Amy referred to the brand audience cluster charts. She found that most of the audience groups had negative sentiment. But one group (cycling) had rather neutral sentiment and they had substantial amount of followers. She would then suggest to Decathlon in the afternoon meeting to:
1. Avoid launching ads in the mass media in Europe for the time being
2. Relocate and prioritise the marketing budget on their cycling business
3. Bring to their senior management attention on the deteriorating support on social media
Through the top influencer list function Amy quickly suggested to Decathlon a list of influencers for possible collaboration. She also suggested to Decathlon the list of influencers they should look into for managing the potential publicity risks.
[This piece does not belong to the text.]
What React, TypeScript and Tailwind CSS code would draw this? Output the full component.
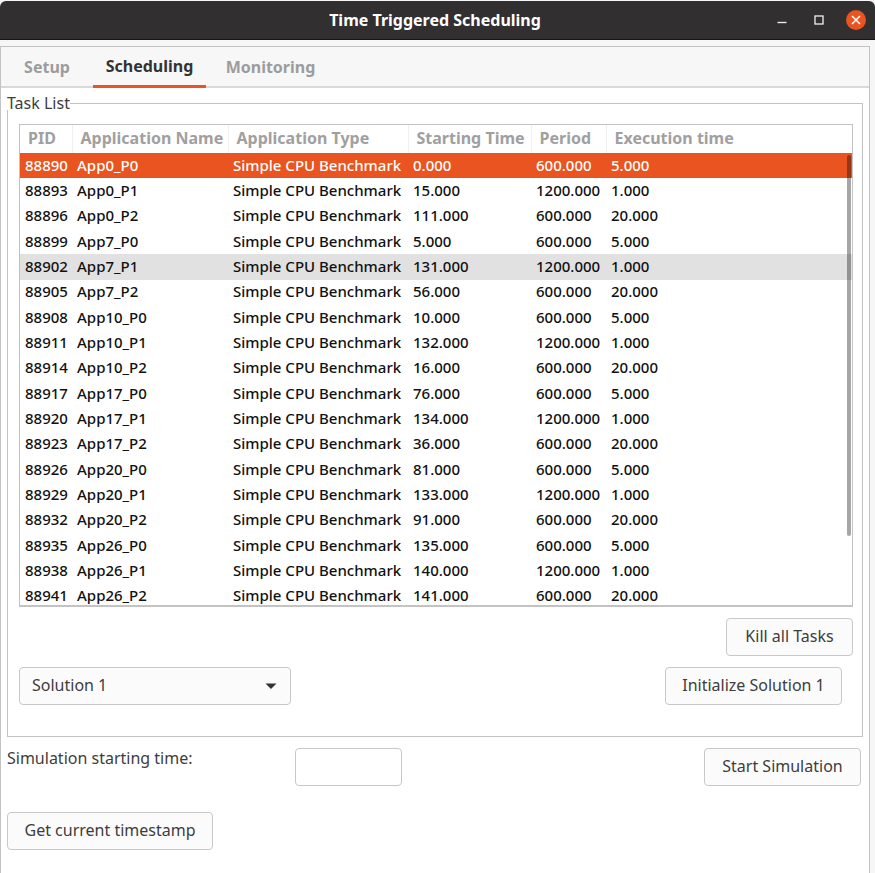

Criteo Sentiment Analysis Dashboard was built on Jupyter Notebook and Tableau platform, utilizing multiple APIs and public modules, such as sklearn, SHAP and Nominatim. In general, after retrieving the data from social media, there are three major data processing features performed along the pipeline:
It is necessary to clean the missing values and align the formatting of data found on the retrieved dataset before they can be used for analysis. An example was that the user location data was not standardized. A data cleaning using Nominatim was performed to get the standardized location of the user.
It is hard to retrieve data that contains conventional user segmentation features like age, gender and occupation from social media since they were either unavailable or unverified (or both). Thus, to define the users groups, the tool utilized a bottom-up approach by using unsupervised clustering method from users metrics and later defined the common characteristics of the users from each cluster.
Different multiple sentiment analysis tools have their strengths and weaknesses, and they complement each other. The ensembled model combined the strengths of multiple tools to get a collective sentiment for a more sophisticated and reliable analysis.